An hour in, Brody stopped at a viewpoint. After that was a slow, jarring ride to the final destination.

The time was 6:30. Sunset was in an hour. They were free to do what they wanted until departure at 7:40.

Wanting to be alone, Richard wandered down a footpath that led him to a meadow where wildflowers bloomed. He walked through the tall, unkempt grasses and took deep breaths of the cool, refreshing air.

Further down the ridge Richard could see a wooden building that marked an old mining operation. Curious, he walked toward the structure. He checked his watch. 6:45. Plenty of time for a quick diversion.

He explored an old building heavy with the smell of dry-rotted, sun-baked wood. There was also a horizontal wood-framed mine entrance leading into the mountain.

Richard poked his head into the shaft. The air inside was dank. Drops of water from the cavern ceiling echoed.

Once upon a time, men lived wild and free in the mountains, but those days were past. The mountains were the same, but man’s desire for freedom was gone. Rarefied air existed, but none desired to breathe it.

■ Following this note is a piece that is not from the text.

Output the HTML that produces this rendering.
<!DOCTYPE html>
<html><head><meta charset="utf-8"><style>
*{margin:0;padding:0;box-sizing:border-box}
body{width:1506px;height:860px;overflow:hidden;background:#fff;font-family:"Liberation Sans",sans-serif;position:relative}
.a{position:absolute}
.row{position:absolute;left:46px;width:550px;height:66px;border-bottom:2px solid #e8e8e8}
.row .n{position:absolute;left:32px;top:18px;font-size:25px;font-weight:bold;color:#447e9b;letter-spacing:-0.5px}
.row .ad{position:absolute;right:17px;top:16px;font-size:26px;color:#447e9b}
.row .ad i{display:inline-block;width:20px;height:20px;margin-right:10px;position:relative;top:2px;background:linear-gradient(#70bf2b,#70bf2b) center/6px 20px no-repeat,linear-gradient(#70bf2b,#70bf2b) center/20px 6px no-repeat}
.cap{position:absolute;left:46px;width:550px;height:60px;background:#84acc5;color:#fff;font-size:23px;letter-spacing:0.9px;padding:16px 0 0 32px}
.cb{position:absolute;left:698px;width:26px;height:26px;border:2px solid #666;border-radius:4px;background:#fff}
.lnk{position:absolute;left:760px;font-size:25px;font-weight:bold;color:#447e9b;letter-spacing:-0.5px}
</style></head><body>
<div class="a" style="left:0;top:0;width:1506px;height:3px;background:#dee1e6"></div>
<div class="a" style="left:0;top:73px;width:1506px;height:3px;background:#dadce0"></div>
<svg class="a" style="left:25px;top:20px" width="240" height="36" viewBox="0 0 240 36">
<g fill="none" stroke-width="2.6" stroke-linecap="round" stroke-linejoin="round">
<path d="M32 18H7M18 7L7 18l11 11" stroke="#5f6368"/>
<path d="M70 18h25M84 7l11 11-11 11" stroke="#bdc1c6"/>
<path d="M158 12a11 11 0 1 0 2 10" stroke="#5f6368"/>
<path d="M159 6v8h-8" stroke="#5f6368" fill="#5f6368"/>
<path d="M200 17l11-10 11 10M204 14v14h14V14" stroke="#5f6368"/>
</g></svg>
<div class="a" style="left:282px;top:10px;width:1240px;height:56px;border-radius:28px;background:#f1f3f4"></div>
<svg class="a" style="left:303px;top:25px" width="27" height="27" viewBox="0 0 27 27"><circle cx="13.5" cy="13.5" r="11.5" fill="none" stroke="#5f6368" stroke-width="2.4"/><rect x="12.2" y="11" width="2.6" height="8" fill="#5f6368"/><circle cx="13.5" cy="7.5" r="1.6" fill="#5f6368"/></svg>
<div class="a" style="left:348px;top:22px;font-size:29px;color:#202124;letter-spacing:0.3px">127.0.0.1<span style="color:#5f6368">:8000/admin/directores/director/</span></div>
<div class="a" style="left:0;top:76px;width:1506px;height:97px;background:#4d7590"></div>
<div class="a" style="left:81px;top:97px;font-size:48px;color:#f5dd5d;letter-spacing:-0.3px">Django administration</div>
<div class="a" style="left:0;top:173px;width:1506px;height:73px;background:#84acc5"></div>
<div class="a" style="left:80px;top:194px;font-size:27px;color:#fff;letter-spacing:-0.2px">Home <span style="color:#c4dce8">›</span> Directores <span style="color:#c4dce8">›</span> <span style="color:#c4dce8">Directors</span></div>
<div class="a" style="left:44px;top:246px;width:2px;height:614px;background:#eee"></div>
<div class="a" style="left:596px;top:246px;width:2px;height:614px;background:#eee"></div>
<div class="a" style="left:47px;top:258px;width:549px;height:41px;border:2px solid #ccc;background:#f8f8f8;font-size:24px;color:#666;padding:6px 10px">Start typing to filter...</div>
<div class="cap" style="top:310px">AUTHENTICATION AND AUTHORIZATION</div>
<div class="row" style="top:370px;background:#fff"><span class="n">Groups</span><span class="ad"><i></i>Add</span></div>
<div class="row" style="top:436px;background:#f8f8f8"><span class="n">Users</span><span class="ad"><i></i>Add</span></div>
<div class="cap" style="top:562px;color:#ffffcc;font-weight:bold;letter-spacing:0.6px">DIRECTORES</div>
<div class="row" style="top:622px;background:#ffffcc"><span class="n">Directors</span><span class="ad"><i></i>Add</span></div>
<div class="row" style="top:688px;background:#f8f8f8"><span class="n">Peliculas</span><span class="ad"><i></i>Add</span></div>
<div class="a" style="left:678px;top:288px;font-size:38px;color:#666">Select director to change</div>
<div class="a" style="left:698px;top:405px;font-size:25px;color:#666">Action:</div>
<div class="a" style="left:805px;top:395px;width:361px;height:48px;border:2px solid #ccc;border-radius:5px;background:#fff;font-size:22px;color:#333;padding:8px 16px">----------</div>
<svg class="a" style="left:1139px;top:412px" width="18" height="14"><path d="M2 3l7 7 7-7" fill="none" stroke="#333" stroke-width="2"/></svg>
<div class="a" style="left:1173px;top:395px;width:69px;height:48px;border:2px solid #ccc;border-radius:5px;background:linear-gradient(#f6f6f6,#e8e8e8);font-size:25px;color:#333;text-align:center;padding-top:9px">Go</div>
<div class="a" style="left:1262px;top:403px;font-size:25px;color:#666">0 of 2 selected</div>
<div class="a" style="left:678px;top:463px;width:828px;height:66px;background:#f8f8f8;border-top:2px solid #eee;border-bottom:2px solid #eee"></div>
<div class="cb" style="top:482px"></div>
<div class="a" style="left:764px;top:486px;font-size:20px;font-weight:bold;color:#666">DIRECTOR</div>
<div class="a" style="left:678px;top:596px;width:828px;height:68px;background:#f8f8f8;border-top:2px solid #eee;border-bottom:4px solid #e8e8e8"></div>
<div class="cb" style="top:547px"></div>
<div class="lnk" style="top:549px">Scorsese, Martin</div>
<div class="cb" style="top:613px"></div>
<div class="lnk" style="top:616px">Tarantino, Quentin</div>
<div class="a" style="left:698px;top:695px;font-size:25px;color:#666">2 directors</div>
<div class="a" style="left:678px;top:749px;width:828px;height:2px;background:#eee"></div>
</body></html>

When men wanted these things again, the mountains would be here, waiting.

“Rrriiiccchhhaaarrrddd.”

The voice came from inside the mineshaft.

“Rrriiiccchhhaaarrrddd.”

The voice grew louder.

He stepped inside the tunnel.

“Rrriiiccchhhaaarrrddd.”

He heard it clearly, getting louder. He took another step forward.

“Rrriiiccchhhaaarrrddd.”

Another step. And another. He could no longer see the light from the outside. On he pressed, deeper and deeper, towards the voice.

“Rrriiiccchhhaaarrrddd.”

“One in every group,” said Brody. “Thinks their time is more important than others’.”

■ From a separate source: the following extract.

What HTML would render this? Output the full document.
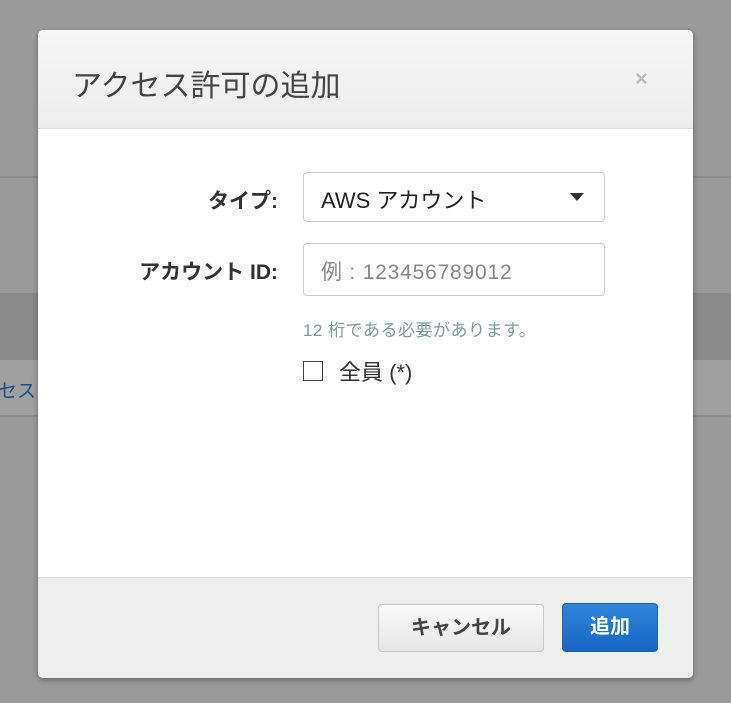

The sunset had been brilliant, but that was already forgotten. Paul sighed indignantly.
At 8:02 Richard arrived at the jeep, out of breath and disheveled.

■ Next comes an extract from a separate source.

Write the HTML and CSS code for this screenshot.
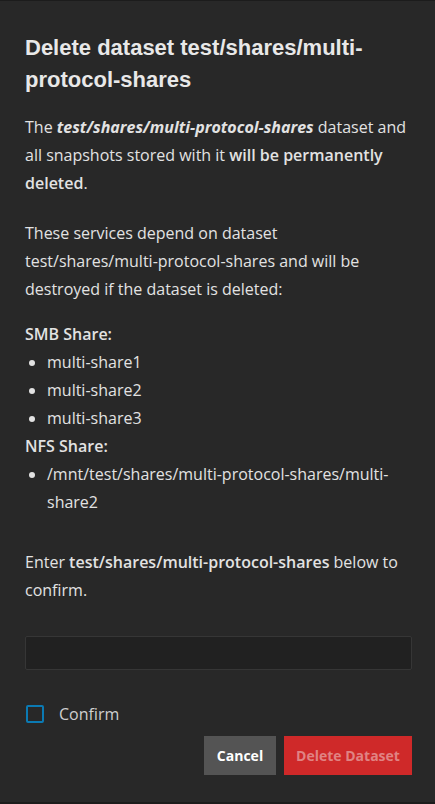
FILE: index.html
```html
<!DOCTYPE html>
<html>
<head>
<meta charset="utf-8">
<link rel="stylesheet" href="styles.css">
</head>
<body>
<div class="dialog">
  <h1 class="title">Delete dataset test/shares/multi-protocol-shares</h1>
  <p class="para first">The <b class="em"><i>test/shares/multi-protocol-shares</i></b> dataset and all snapshots stored with it <b>will be permanently deleted</b>.</p>
  <p class="para second">These services depend on dataset test/shares/multi-protocol-shares and will be destroyed if the dataset is deleted:</p>
  <div class="services">
    <div class="svc-title">SMB Share:</div>
    <ul class="svc-list">
      <li>multi-share1</li>
      <li>multi-share2</li>
      <li>multi-share3</li>
    </ul>
    <div class="svc-title">NFS Share:</div>
    <ul class="svc-list">
      <li>/mnt/test/shares/multi-protocol-shares/multi-share2</li>
    </ul>
  </div>
  <p class="para confirm-text">Enter <b>test/shares/multi-protocol-shares</b> below to confirm.</p>
  <div class="input"></div>
  <label class="check-row"><span class="checkbox"></span><span class="check-label">Confirm</span></label>
  <div class="actions">
    <button class="btn cancel">Cancel</button>
    <button class="btn delete">Delete Dataset</button>
  </div>
</div>
</body>
</html>
```
FILE: styles.css
```css
html, body {
  margin: 0;
  padding: 0;
  background: #1c1c1c;
  height: 804px;
  overflow: hidden;
}
.dialog {
  margin-top: 1px;
  height: 801px;
  box-sizing: border-box;
  background: #282828;
  padding: 31px 23px 0 25px;
  color: #e2e2e2;
  font-family: "Open Sans", "Liberation Sans", sans-serif;
  font-size: 16px;
  line-height: 28px;
}
.title {
  margin: 0 0 17px;
  font-family: "Liberation Sans", Arial, sans-serif;
  font-weight: bold;
  font-size: 22px;
  line-height: 32px;
  color: #e8e8e8;
}
.para {
  margin: 0;
}
.para.first {
  margin-bottom: 22px;
}
.para.second {
  margin-bottom: 17px;
}
.para b { font-weight: 600; }
.para b.em { font-weight: 700; }
.svc-title {
  font-weight: 600;
}
.svc-list {
  margin: 0;
  padding-left: 22px;
}
.confirm-text {
  margin-top: 32px;
  margin-bottom: 32px;
}
.input {
  height: 32px;
  background: #212121;
  border: 1px solid #363636;
  border-radius: 2px;
}
.check-row {
  display: flex;
  align-items: center;
  gap: 15px;
  margin-top: 30px;
  padding-left: 1px;
}
.checkbox {
  width: 14px;
  height: 14px;
  border: 2px solid #0b7ab3;
  border-radius: 2px;
}
.check-label {
  color: #cfcfcf;
}
.actions {
  display: flex;
  justify-content: flex-end;
  gap: 8px;
  margin-top: 8px;
}
.btn {
  height: 39px;
  border: none;
  border-radius: 0;
  font-family: "Open Sans", "Liberation Sans", sans-serif;
  font-weight: 700;
  font-size: 14px;
  padding: 0;
}
.cancel {
  background: #545454;
  color: #ffffff;
  width: 72px;
}
.delete {
  background: #cf2929;
  color: #e08383;
  width: 128px;
}
```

“Richard, what happened bud? We were beginning to think you got lost,” said Brody.

Richard said nothing. He climbed into the back of the jeep and sat down.

During the descent back to town Brody braked hard for something in the dusk.

“Deer,” said Brody. “Sorry about that folks.”

The ground began to vibrate heavily, as if a great herd was thundering across the road.
The first rock hit the jeep’s side with a loud clang. A second rock hit the Asian man on the side of the head like an assassin’s bullet. He slumped over in the seat. His wife began to jabber excitedly in broken English. Her voice was soon drowned out by the sound of rock pouring down the mountainside.

The rockslide was the worst in decades. It took a week to reopen the road. The sheriff called it “just bad luck” that the tour group happened to be at that very spot at that very moment. The slide killed all of the passengers except for Richard.

Rescue workers found him in surprisingly good spirits. He enthusiastically recounted the incident for a local newspaper reporter.

The hospital doctor told him that it was normal to experience the guilt of survivor’s syndrome. Talking to a counselor could help, the doctor said.

But Richard was actually feeling quite good. For the first time in years, he had hope for the future.